Dataset records:
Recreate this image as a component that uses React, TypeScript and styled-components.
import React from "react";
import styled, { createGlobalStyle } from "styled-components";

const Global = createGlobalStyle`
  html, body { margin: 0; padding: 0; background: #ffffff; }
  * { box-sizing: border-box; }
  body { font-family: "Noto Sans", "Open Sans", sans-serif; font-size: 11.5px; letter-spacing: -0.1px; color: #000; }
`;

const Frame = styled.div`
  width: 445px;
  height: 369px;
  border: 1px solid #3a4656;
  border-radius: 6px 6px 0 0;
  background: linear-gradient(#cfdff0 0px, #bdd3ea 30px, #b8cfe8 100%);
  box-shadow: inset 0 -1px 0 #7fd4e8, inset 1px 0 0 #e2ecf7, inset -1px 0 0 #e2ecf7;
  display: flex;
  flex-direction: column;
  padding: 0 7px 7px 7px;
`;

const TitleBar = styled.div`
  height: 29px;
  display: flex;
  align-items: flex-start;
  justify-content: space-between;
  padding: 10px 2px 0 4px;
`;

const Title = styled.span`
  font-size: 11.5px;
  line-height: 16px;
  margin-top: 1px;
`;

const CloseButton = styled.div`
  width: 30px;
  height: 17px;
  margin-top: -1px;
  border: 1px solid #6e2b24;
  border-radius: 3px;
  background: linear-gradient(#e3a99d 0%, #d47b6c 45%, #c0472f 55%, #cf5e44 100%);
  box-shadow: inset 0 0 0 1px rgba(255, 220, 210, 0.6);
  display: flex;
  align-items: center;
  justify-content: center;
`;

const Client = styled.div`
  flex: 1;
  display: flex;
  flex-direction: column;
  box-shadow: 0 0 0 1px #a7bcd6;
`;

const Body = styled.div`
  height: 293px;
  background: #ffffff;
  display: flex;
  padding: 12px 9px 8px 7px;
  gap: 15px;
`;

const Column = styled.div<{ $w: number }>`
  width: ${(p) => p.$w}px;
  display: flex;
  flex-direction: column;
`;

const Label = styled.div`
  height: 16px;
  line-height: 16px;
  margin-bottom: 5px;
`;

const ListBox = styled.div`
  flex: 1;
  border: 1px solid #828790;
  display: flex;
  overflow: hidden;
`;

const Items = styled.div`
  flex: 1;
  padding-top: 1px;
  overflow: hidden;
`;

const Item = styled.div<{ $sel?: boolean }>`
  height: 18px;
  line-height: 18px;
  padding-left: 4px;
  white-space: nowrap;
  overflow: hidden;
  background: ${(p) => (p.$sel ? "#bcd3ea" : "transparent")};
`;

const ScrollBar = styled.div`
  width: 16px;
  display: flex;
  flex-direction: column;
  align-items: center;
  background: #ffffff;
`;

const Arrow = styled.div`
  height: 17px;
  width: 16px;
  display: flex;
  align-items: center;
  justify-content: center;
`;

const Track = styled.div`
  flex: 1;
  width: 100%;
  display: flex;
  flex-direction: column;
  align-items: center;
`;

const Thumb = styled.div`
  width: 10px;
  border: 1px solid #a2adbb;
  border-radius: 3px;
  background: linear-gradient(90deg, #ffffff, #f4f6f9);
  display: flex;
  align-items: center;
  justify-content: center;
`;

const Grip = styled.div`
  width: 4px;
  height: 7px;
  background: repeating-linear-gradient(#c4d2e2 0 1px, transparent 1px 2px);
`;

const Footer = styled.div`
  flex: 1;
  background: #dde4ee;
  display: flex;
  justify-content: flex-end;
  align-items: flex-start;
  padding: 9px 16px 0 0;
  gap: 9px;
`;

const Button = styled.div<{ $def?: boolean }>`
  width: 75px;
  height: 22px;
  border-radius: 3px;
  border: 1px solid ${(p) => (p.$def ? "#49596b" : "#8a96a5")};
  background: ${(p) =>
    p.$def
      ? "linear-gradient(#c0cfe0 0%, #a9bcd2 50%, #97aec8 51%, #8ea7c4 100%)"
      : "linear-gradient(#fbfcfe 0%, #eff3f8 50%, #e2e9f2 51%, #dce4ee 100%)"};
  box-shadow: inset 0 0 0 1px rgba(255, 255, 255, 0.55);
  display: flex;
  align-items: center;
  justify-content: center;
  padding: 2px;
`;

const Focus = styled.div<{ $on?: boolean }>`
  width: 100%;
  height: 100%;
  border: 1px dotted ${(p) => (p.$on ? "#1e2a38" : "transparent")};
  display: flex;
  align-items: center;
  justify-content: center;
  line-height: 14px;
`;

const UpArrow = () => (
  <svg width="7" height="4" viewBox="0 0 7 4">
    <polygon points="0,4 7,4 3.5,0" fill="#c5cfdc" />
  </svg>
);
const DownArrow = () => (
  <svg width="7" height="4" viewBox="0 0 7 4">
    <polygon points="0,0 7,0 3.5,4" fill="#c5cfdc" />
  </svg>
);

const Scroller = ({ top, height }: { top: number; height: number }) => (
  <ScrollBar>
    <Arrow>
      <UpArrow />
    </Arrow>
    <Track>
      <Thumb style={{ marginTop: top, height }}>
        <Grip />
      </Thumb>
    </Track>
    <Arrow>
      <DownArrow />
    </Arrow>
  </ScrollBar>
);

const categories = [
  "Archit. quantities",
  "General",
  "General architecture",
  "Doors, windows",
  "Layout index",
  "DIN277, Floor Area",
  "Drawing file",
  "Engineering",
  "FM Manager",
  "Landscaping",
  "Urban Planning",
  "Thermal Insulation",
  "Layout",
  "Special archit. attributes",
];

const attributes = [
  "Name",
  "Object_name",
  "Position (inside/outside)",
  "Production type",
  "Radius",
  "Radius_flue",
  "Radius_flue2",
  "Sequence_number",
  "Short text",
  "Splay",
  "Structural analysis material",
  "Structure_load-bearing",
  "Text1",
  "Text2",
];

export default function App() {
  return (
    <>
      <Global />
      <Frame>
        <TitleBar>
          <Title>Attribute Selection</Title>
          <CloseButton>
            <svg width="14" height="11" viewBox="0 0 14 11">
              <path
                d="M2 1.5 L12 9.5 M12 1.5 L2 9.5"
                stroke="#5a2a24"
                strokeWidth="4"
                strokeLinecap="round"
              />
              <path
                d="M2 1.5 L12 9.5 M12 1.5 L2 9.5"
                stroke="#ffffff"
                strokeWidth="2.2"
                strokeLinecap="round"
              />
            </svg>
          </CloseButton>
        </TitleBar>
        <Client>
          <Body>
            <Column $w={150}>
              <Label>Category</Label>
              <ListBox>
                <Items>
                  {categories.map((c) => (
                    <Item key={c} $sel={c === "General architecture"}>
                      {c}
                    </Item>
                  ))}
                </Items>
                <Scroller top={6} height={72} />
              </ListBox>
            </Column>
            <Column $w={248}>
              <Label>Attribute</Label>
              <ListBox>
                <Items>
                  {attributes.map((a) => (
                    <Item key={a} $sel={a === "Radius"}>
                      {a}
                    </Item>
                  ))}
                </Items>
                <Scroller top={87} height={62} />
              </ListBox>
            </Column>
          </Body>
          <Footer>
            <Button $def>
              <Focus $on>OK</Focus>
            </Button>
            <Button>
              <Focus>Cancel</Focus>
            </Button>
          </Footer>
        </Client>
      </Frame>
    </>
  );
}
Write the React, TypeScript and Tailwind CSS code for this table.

§ **Directions for this task**: The full set of records should be duplicated exactly.

§ **Correct response**:
Recreate this image as a component that uses React, TypeScript and styled-components.
import React from "react";
import styled, { createGlobalStyle } from "styled-components";

const Global = createGlobalStyle`
  html, body { margin: 0; padding: 0; background: #ffffff; }
  * { box-sizing: border-box; }
  body { font-family: "Noto Sans", "Open Sans", sans-serif; font-size: 11.5px; letter-spacing: -0.1px; color: #000; }
`;

const Frame = styled.div`
  width: 445px;
  height: 369px;
  border: 1px solid #3a4656;
  border-radius: 6px 6px 0 0;
  background: linear-gradient(#cfdff0 0px, #bdd3ea 30px, #b8cfe8 100%);
  box-shadow: inset 0 -1px 0 #7fd4e8, inset 1px 0 0 #e2ecf7, inset -1px 0 0 #e2ecf7;
  display: flex;
  flex-direction: column;
  padding: 0 7px 7px 7px;
`;

const TitleBar = styled.div`
  height: 29px;
  display: flex;
  align-items: flex-start;
  justify-content: space-between;
  padding: 10px 2px 0 4px;
`;

const Title = styled.span`
  font-size: 11.5px;
  line-height: 16px;
  margin-top: 1px;
`;

const CloseButton = styled.div`
  width: 30px;
  height: 17px;
  margin-top: -1px;
  border: 1px solid #6e2b24;
  border-radius: 3px;
  background: linear-gradient(#e3a99d 0%, #d47b6c 45%, #c0472f 55%, #cf5e44 100%);
  box-shadow: inset 0 0 0 1px rgba(255, 220, 210, 0.6);
  display: flex;
  align-items: center;
  justify-content: center;
`;

const Client = styled.div`
  flex: 1;
  display: flex;
  flex-direction: column;
  box-shadow: 0 0 0 1px #a7bcd6;
`;

const Body = styled.div`
  height: 293px;
  background: #ffffff;
  display: flex;
  padding: 12px 9px 8px 7px;
  gap: 15px;
`;

const Column = styled.div<{ $w: number }>`
  width: ${(p) => p.$w}px;
  display: flex;
  flex-direction: column;
`;

const Label = styled.div`
  height: 16px;
  line-height: 16px;
  margin-bottom: 5px;
`;

const ListBox = styled.div`
  flex: 1;
  border: 1px solid #828790;
  display: flex;
  overflow: hidden;
`;

const Items = styled.div`
  flex: 1;
  padding-top: 1px;
  overflow: hidden;
`;

const Item = styled.div<{ $sel?: boolean }>`
  height: 18px;
  line-height: 18px;
  padding-left: 4px;
  white-space: nowrap;
  overflow: hidden;
  background: ${(p) => (p.$sel ? "#bcd3ea" : "transparent")};
`;

const ScrollBar = styled.div`
  width: 16px;
  display: flex;
  flex-direction: column;
  align-items: center;
  background: #ffffff;
`;

const Arrow = styled.div`
  height: 17px;
  width: 16px;
  display: flex;
  align-items: center;
  justify-content: center;
`;

const Track = styled.div`
  flex: 1;
  width: 100%;
  display: flex;
  flex-direction: column;
  align-items: center;
`;

const Thumb = styled.div`
  width: 10px;
  border: 1px solid #a2adbb;
  border-radius: 3px;
  background: linear-gradient(90deg, #ffffff, #f4f6f9);
  display: flex;
  align-items: center;
  justify-content: center;
`;

const Grip = styled.div`
  width: 4px;
  height: 7px;
  background: repeating-linear-gradient(#c4d2e2 0 1px, transparent 1px 2px);
`;

const Footer = styled.div`
  flex: 1;
  background: #dde4ee;
  display: flex;
  justify-content: flex-end;
  align-items: flex-start;
  padding: 9px 16px 0 0;
  gap: 9px;
`;

const Button = styled.div<{ $def?: boolean }>`
  width: 75px;
  height: 22px;
  border-radius: 3px;
  border: 1px solid ${(p) => (p.$def ? "#49596b" : "#8a96a5")};
  background: ${(p) =>
    p.$def
      ? "linear-gradient(#c0cfe0 0%, #a9bcd2 50%, #97aec8 51%, #8ea7c4 100%)"
      : "linear-gradient(#fbfcfe 0%, #eff3f8 50%, #e2e9f2 51%, #dce4ee 100%)"};
  box-shadow: inset 0 0 0 1px rgba(255, 255, 255, 0.55);
  display: flex;
  align-items: center;
  justify-content: center;
  padding: 2px;
`;

const Focus = styled.div<{ $on?: boolean }>`
  width: 100%;
  height: 100%;
  border: 1px dotted ${(p) => (p.$on ? "#1e2a38" : "transparent")};
  display: flex;
  align-items: center;
  justify-content: center;
  line-height: 14px;
`;

const UpArrow = () => (
  <svg width="7" height="4" viewBox="0 0 7 4">
    <polygon points="0,4 7,4 3.5,0" fill="#c5cfdc" />
  </svg>
);
const DownArrow = () => (
  <svg width="7" height="4" viewBox="0 0 7 4">
    <polygon points="0,0 7,0 3.5,4" fill="#c5cfdc" />
  </svg>
);

const Scroller = ({ top, height }: { top: number; height: number }) => (
  <ScrollBar>
    <Arrow>
      <UpArrow />
    </Arrow>
    <Track>
      <Thumb style={{ marginTop: top, height }}>
        <Grip />
      </Thumb>
    </Track>
    <Arrow>
      <DownArrow />
    </Arrow>
  </ScrollBar>
);

const categories = [
  "Archit. quantities",
  "General",
  "General architecture",
  "Doors, windows",
  "Layout index",
  "DIN277, Floor Area",
  "Drawing file",
  "Engineering",
  "FM Manager",
  "Landscaping",
  "Urban Planning",
  "Thermal Insulation",
  "Layout",
  "Special archit. attributes",
];

const attributes = [
  "Name",
  "Object_name",
  "Position (inside/outside)",
  "Production type",
  "Radius",
  "Radius_flue",
  "Radius_flue2",
  "Sequence_number",
  "Short text",
  "Splay",
  "Structural analysis material",
  "Structure_load-bearing",
  "Text1",
  "Text2",
];

export default function App() {
  return (
    <>
      <Global />
      <Frame>
        <TitleBar>
          <Title>Attribute Selection</Title>
          <CloseButton>
            <svg width="14" height="11" viewBox="0 0 14 11">
              <path
                d="M2 1.5 L12 9.5 M12 1.5 L2 9.5"
                stroke="#5a2a24"
                strokeWidth="4"
                strokeLinecap="round"
              />
              <path
                d="M2 1.5 L12 9.5 M12 1.5 L2 9.5"
                stroke="#ffffff"
                strokeWidth="2.2"
                strokeLinecap="round"
              />
            </svg>
          </CloseButton>
        </TitleBar>
        <Client>
          <Body>
            <Column $w={150}>
              <Label>Category</Label>
              <ListBox>
                <Items>
                  {categories.map((c) => (
                    <Item key={c} $sel={c === "General architecture"}>
                      {c}
                    </Item>
                  ))}
                </Items>
                <Scroller top={6} height={72} />
              </ListBox>
            </Column>
            <Column $w={248}>
              <Label>Attribute</Label>
              <ListBox>
                <Items>
                  {attributes.map((a) => (
                    <Item key={a} $sel={a === "Radius"}>
                      {a}
                    </Item>
                  ))}
                </Items>
                <Scroller top={87} height={62} />
              </ListBox>
            </Column>
          </Body>
          <Footer>
            <Button $def>
              <Focus $on>OK</Focus>
            </Button>
            <Button>
              <Focus>Cancel</Focus>
            </Button>
          </Footer>
        </Client>
      </Frame>
    </>
  );
}
Write the React, TypeScript and Tailwind CSS code for this table.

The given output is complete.